If you're confident, then it helps you live up to your potential, but if you believe because you went to a certain school it means you're entitled to have a particular career, you'll fall flat on your face eventually.

I come from a council estate in Tower Hamlets, and by no means am I the only person who has done well - one of my friends is head of year in a great school in Twickenham. Another is a writer; another is an artist, a musician.

My business is not to show anybody anything; my job is just to do it.

I consciously decided not to be a 'London' actor. Those gangster movies made a lot of East End actors think they were movie stars. And I was very aware that they were going to go out of fashion.

I have friends who are leading men, and they're only ever allowed to play leading men of a certain type. But as a character actor, there's a wider variety of projects available. On the big Hollywood films, all they care about is having their lead in place, so it's actually easier for someone like me to slip in. And I'm happy to do so.

When you're the youngest and the only boy, you get spoilt but you get told you're spoilt so you don't get to enjoy it very much. I was the only man in the house because my parents divorced and my dad moved away when I was 13.

There's no great mystery to acting. It's a very simple thing to do but you have to work hard at it. It's about asking questions and using your imagination.

The trick to acting is not to show off, it's to think the thoughts of the character.

What I love about the East End is that there's a great perseverance, determination and courage. What I dislike about it is that there is sometimes a celebration of ignorance.

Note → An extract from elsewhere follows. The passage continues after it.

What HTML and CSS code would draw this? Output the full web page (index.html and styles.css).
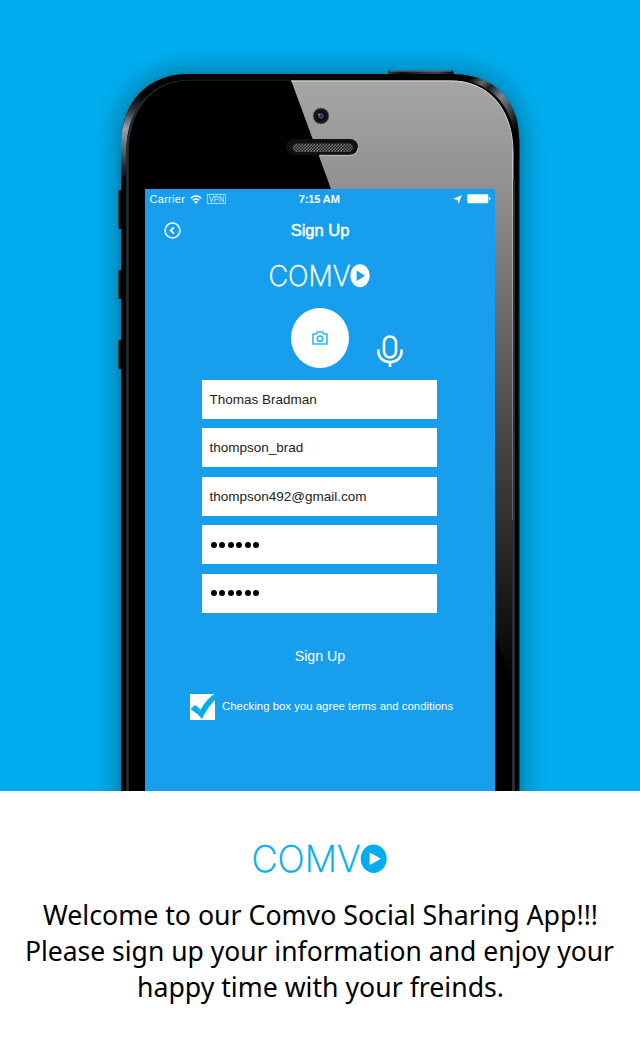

I went swimming the other day and my wife was watching and she said, 'You know, it's funny, it's when you've got no clothes on, no one recognizes you.' I said, 'What are you saying? That I should do more love scenes?'

I sometimes think if I had gone to Oxford or Cambridge and looked like a handsome young guy who could be in an Evelyn Waugh novel or something, I'd be a massive movie star. But there's a longevity to what I do. It's more reliable. Someone isn't deciding that I'm the next big thing.